PROBLEM REQUIREMENTS - Omit all images. Transcribe the rest of the material below exactly.

COLLECTED MATERIAL -
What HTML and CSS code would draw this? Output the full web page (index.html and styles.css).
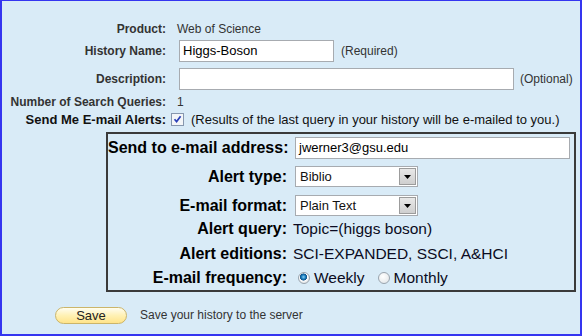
FILE: index.html
```html
<!DOCTYPE html>
<html>
<head>
<meta charset="utf-8">
<link rel="stylesheet" href="styles.css">
</head>
<body>
<div class="page">
  <div class="row r1">
    <div class="lbl">Product:</div>
    <div class="val">Web of Science</div>
  </div>
  <div class="row r2">
    <div class="lbl">History Name:</div>
    <div class="val"><span class="field f-name">Higgs-Boson</span><span class="note">(Required)</span></div>
  </div>
  <div class="row r3">
    <div class="lbl">Description:</div>
    <div class="val"><span class="field f-desc"></span><span class="note note2">(Optional)</span></div>
  </div>
  <div class="row r4">
    <div class="lbl">Number of Search Queries:</div>
    <div class="val">1</div>
  </div>
  <div class="row r5">
    <div class="lbl lbl-big">Send Me E-mail Alerts:</div>
    <div class="val val-big">
      <span class="check"><svg width="13" height="13" viewBox="0 0 13 13"><rect x="0.5" y="0.5" width="12" height="12" fill="#f4f6f8" stroke="#8797ae"/><path d="M3.5 6.2 L5.6 8.6 L9.6 3.2" fill="none" stroke="#2a3fb8" stroke-width="1.7"/></svg></span>
      <span class="results">(Results of the last query in your history will be e-mailed to you.)</span>
    </div>
  </div>

  <div class="box">
    <div class="brow b1">
      <div class="blbl">Send to e-mail address:</div>
      <div class="bval"><span class="field f-mail">jwerner3@gsu.edu</span></div>
    </div>
    <div class="brow b2">
      <div class="blbl">Alert type:</div>
      <div class="bval"><span class="select"><span class="opt">Biblio</span><span class="arrow"><svg width="7" height="4" viewBox="0 0 7 4"><path d="M0 0 H7 L3.5 4 Z" fill="#000"/></svg></span></span></div>
    </div>
    <div class="brow b3">
      <div class="blbl">E-mail format:</div>
      <div class="bval"><span class="select"><span class="opt">Plain Text</span><span class="arrow"><svg width="7" height="4" viewBox="0 0 7 4"><path d="M0 0 H7 L3.5 4 Z" fill="#000"/></svg></span></span></div>
    </div>
    <div class="brow b4">
      <div class="blbl">Alert query:</div>
      <div class="bval txt">Topic=(higgs boson)</div>
    </div>
    <div class="brow b5">
      <div class="blbl">Alert editions:</div>
      <div class="bval txt">SCI-EXPANDED, SSCI, A&amp;HCI</div>
    </div>
    <div class="brow b6">
      <div class="blbl">E-mail frequency:</div>
      <div class="bval txt">
        <span class="radio on"></span><span class="rtxt">Weekly</span>
        <span class="radio"></span><span class="rtxt">Monthly</span>
      </div>
    </div>
  </div>

  <div class="saverow">
    <span class="savebtn">Save</span>
    <span class="savetxt">Save your history to the server</span>
  </div>
</div>
</body>
</html>
```

FILE: styles.css
```css
html, body {
  margin: 0;
  padding: 0;
}
body {
  width: 582px;
  height: 336px;
  overflow: hidden;
  font-family: "Liberation Sans", Arial, sans-serif;
}
.page {
  box-sizing: border-box;
  width: 582px;
  height: 336px;
  border: 2px solid #3535f0;
  border-top-width: 1px;
  background: #d9ebf7;
  display: flex;
  flex-direction: column;
}
.row {
  display: flex;
  align-items: center;
  font-size: 12px;
  color: #333;
}
.lbl {
  width: 164px;
  text-align: right;
  font-weight: bold;
  color: #333;
  flex: none;
}
.val {
  margin-left: 11px;
  display: flex;
  align-items: center;
  white-space: nowrap;
}
.r1 { margin-top: 19px; height: 18px; }
.r2 { margin-top: 2px; height: 22px; }
.r3 { margin-top: 6px; height: 22px; }
.r4 { margin-top: 4px; height: 16px; }
.r5 { margin-top: 1px; height: 16px; }

.field {
  box-sizing: border-box;
  display: inline-block;
  height: 22px;
  line-height: 20px;
  background: #fff;
  border: 1px solid #a7abb0;
  font-size: 13px;
  color: #000;
  padding-left: 3px;
}
.f-name { width: 155px; margin-left: 2px; }
.f-desc { width: 335px; margin-left: 2px; }
.note { margin-left: 7px; font-size: 12px; color: #333; }
.note2 { margin-left: 6px; }

.lbl-big { font-size: 13px; color: #111; }
.val-big { margin-left: 5px; font-size: 13px; color: #111; }
.check { display: inline-flex; width: 13px; height: 13px; }
.results { margin-left: 7px; }

.box {
  box-sizing: border-box;
  margin-top: 5px;
  margin-left: 104px;
  width: 470px;
  height: 160px;
  border: 2px solid #3a3a3a;
  display: flex;
  flex-direction: column;
}
.brow {
  display: flex;
  align-items: center;
}
.blbl {
  width: 179px;
  flex: none;
  text-align: right;
  font-weight: bold;
  font-size: 16px;
  color: #000;
  white-space: nowrap;
}
.bval {
  margin-left: 8px;
  display: flex;
  align-items: center;
  white-space: nowrap;
}
.txt { font-size: 15.5px; color: #0b0b22; margin-left: 6px; }
.b1 { margin-top: 3px; height: 21px; }
.b2 { margin-top: 8px; height: 21px; }
.b3 { margin-top: 8px; height: 21px; }
.b4 { margin-top: 3px; height: 20px; }
.b5 { margin-top: 5px; height: 20px; }
.b6 { margin-top: 4px; height: 20px; }
.f-mail { width: 275px; height: 22px; font-size: 13px; }

.select {
  box-sizing: border-box;
  width: 123px;
  height: 21px;
  background: #fff;
  border: 1px solid #a7abb0;
  display: flex;
  align-items: center;
  justify-content: space-between;
  font-size: 13px;
  color: #111;
}
.opt { padding-left: 4px; }
.arrow {
  box-sizing: border-box;
  width: 17px;
  height: 17px;
  margin-right: 1px;
  background: linear-gradient(#e8e8e8, #cfcfcf);
  border: 1px solid #9c9c9c;
  display: flex;
  align-items: center;
  justify-content: center;
}

.radio {
  box-sizing: border-box;
  display: inline-block;
  width: 12px;
  height: 12px;
  border-radius: 50%;
  border: 1px solid #9aa4ae;
  background: radial-gradient(circle at 40% 35%, #ffffff, #dfe3e6);
  margin-left: 5px;
  flex: none;
}
.radio.on {
  background: radial-gradient(circle at 45% 40%, #8fd0f2 0, #1b7fc0 2px, #0f4f86 3.3px, #ffffff 3.8px, #dfe3e6 6px);
}
.rtxt { margin-left: 4px; }
.rtxt + .radio { margin-left: 13px; }

.saverow {
  margin-top: 13px;
  height: 20px;
  display: flex;
  align-items: center;
  margin-left: 53px;
}
.savebtn {
  box-sizing: border-box;
  width: 72px;
  height: 17px;
  border-radius: 9px;
  border: 1px solid #cbb56a;
  background: linear-gradient(#fffdf0, #fff1b4 50%, #ffe48a);
  font-size: 13px;
  color: #222;
  text-align: center;
  line-height: 15px;
}
.savetxt {
  margin-left: 13px;
  font-size: 12px;
  color: #333;
}
```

SOLUTION BELOW -
What HTML and CSS code would draw this? Output the full web page (index.html and styles.css).
FILE: index.html
```html
<!DOCTYPE html>
<html>
<head>
<meta charset="utf-8">
<link rel="stylesheet" href="styles.css">
</head>
<body>
<div class="page">
  <div class="row r1">
    <div class="lbl">Product:</div>
    <div class="val">Web of Science</div>
  </div>
  <div class="row r2">
    <div class="lbl">History Name:</div>
    <div class="val"><span class="field f-name">Higgs-Boson</span><span class="note">(Required)</span></div>
  </div>
  <div class="row r3">
    <div class="lbl">Description:</div>
    <div class="val"><span class="field f-desc"></span><span class="note note2">(Optional)</span></div>
  </div>
  <div class="row r4">
    <div class="lbl">Number of Search Queries:</div>
    <div class="val">1</div>
  </div>
  <div class="row r5">
    <div class="lbl lbl-big">Send Me E-mail Alerts:</div>
    <div class="val val-big">
      <span class="check"><svg width="13" height="13" viewBox="0 0 13 13"><rect x="0.5" y="0.5" width="12" height="12" fill="#f4f6f8" stroke="#8797ae"/><path d="M3.5 6.2 L5.6 8.6 L9.6 3.2" fill="none" stroke="#2a3fb8" stroke-width="1.7"/></svg></span>
      <span class="results">(Results of the last query in your history will be e-mailed to you.)</span>
    </div>
  </div>

  <div class="box">
    <div class="brow b1">
      <div class="blbl">Send to e-mail address:</div>
      <div class="bval"><span class="field f-mail">jwerner3@gsu.edu</span></div>
    </div>
    <div class="brow b2">
      <div class="blbl">Alert type:</div>
      <div class="bval"><span class="select"><span class="opt">Biblio</span><span class="arrow"><svg width="7" height="4" viewBox="0 0 7 4"><path d="M0 0 H7 L3.5 4 Z" fill="#000"/></svg></span></span></div>
    </div>
    <div class="brow b3">
      <div class="blbl">E-mail format:</div>
      <div class="bval"><span class="select"><span class="opt">Plain Text</span><span class="arrow"><svg width="7" height="4" viewBox="0 0 7 4"><path d="M0 0 H7 L3.5 4 Z" fill="#000"/></svg></span></span></div>
    </div>
    <div class="brow b4">
      <div class="blbl">Alert query:</div>
      <div class="bval txt">Topic=(higgs boson)</div>
    </div>
    <div class="brow b5">
      <div class="blbl">Alert editions:</div>
      <div class="bval txt">SCI-EXPANDED, SSCI, A&amp;HCI</div>
    </div>
    <div class="brow b6">
      <div class="blbl">E-mail frequency:</div>
      <div class="bval txt">
        <span class="radio on"></span><span class="rtxt">Weekly</span>
        <span class="radio"></span><span class="rtxt">Monthly</span>
      </div>
    </div>
  </div>

  <div class="saverow">
    <span class="savebtn">Save</span>
    <span class="savetxt">Save your history to the server</span>
  </div>
</div>
</body>
</html>
```

FILE: styles.css
```css
html, body {
  margin: 0;
  padding: 0;
}
body {
  width: 582px;
  height: 336px;
  overflow: hidden;
  font-family: "Liberation Sans", Arial, sans-serif;
}
.page {
  box-sizing: border-box;
  width: 582px;
  height: 336px;
  border: 2px solid #3535f0;
  border-top-width: 1px;
  background: #d9ebf7;
  display: flex;
  flex-direction: column;
}
.row {
  display: flex;
  align-items: center;
  font-size: 12px;
  color: #333;
}
.lbl {
  width: 164px;
  text-align: right;
  font-weight: bold;
  color: #333;
  flex: none;
}
.val {
  margin-left: 11px;
  display: flex;
  align-items: center;
  white-space: nowrap;
}
.r1 { margin-top: 19px; height: 18px; }
.r2 { margin-top: 2px; height: 22px; }
.r3 { margin-top: 6px; height: 22px; }
.r4 { margin-top: 4px; height: 16px; }
.r5 { margin-top: 1px; height: 16px; }

.field {
  box-sizing: border-box;
  display: inline-block;
  height: 22px;
  line-height: 20px;
  background: #fff;
  border: 1px solid #a7abb0;
  font-size: 13px;
  color: #000;
  padding-left: 3px;
}
.f-name { width: 155px; margin-left: 2px; }
.f-desc { width: 335px; margin-left: 2px; }
.note { margin-left: 7px; font-size: 12px; color: #333; }
.note2 { margin-left: 6px; }

.lbl-big { font-size: 13px; color: #111; }
.val-big { margin-left: 5px; font-size: 13px; color: #111; }
.check { display: inline-flex; width: 13px; height: 13px; }
.results { margin-left: 7px; }

.box {
  box-sizing: border-box;
  margin-top: 5px;
  margin-left: 104px;
  width: 470px;
  height: 160px;
  border: 2px solid #3a3a3a;
  display: flex;
  flex-direction: column;
}
.brow {
  display: flex;
  align-items: center;
}
.blbl {
  width: 179px;
  flex: none;
  text-align: right;
  font-weight: bold;
  font-size: 16px;
  color: #000;
  white-space: nowrap;
}
.bval {
  margin-left: 8px;
  display: flex;
  align-items: center;
  white-space: nowrap;
}
.txt { font-size: 15.5px; color: #0b0b22; margin-left: 6px; }
.b1 { margin-top: 3px; height: 21px; }
.b2 { margin-top: 8px; height: 21px; }
.b3 { margin-top: 8px; height: 21px; }
.b4 { margin-top: 3px; height: 20px; }
.b5 { margin-top: 5px; height: 20px; }
.b6 { margin-top: 4px; height: 20px; }
.f-mail { width: 275px; height: 22px; font-size: 13px; }

.select {
  box-sizing: border-box;
  width: 123px;
  height: 21px;
  background: #fff;
  border: 1px solid #a7abb0;
  display: flex;
  align-items: center;
  justify-content: space-between;
  font-size: 13px;
  color: #111;
}
.opt { padding-left: 4px; }
.arrow {
  box-sizing: border-box;
  width: 17px;
  height: 17px;
  margin-right: 1px;
  background: linear-gradient(#e8e8e8, #cfcfcf);
  border: 1px solid #9c9c9c;
  display: flex;
  align-items: center;
  justify-content: center;
}

.radio {
  box-sizing: border-box;
  display: inline-block;
  width: 12px;
  height: 12px;
  border-radius: 50%;
  border: 1px solid #9aa4ae;
  background: radial-gradient(circle at 40% 35%, #ffffff, #dfe3e6);
  margin-left: 5px;
  flex: none;
}
.radio.on {
  background: radial-gradient(circle at 45% 40%, #8fd0f2 0, #1b7fc0 2px, #0f4f86 3.3px, #ffffff 3.8px, #dfe3e6 6px);
}
.rtxt { margin-left: 4px; }
.rtxt + .radio { margin-left: 13px; }

.saverow {
  margin-top: 13px;
  height: 20px;
  display: flex;
  align-items: center;
  margin-left: 53px;
}
.savebtn {
  box-sizing: border-box;
  width: 72px;
  height: 17px;
  border-radius: 9px;
  border: 1px solid #cbb56a;
  background: linear-gradient(#fffdf0, #fff1b4 50%, #ffe48a);
  font-size: 13px;
  color: #222;
  text-align: center;
  line-height: 15px;
}
.savetxt {
  margin-left: 13px;
  font-size: 12px;
  color: #333;
}
```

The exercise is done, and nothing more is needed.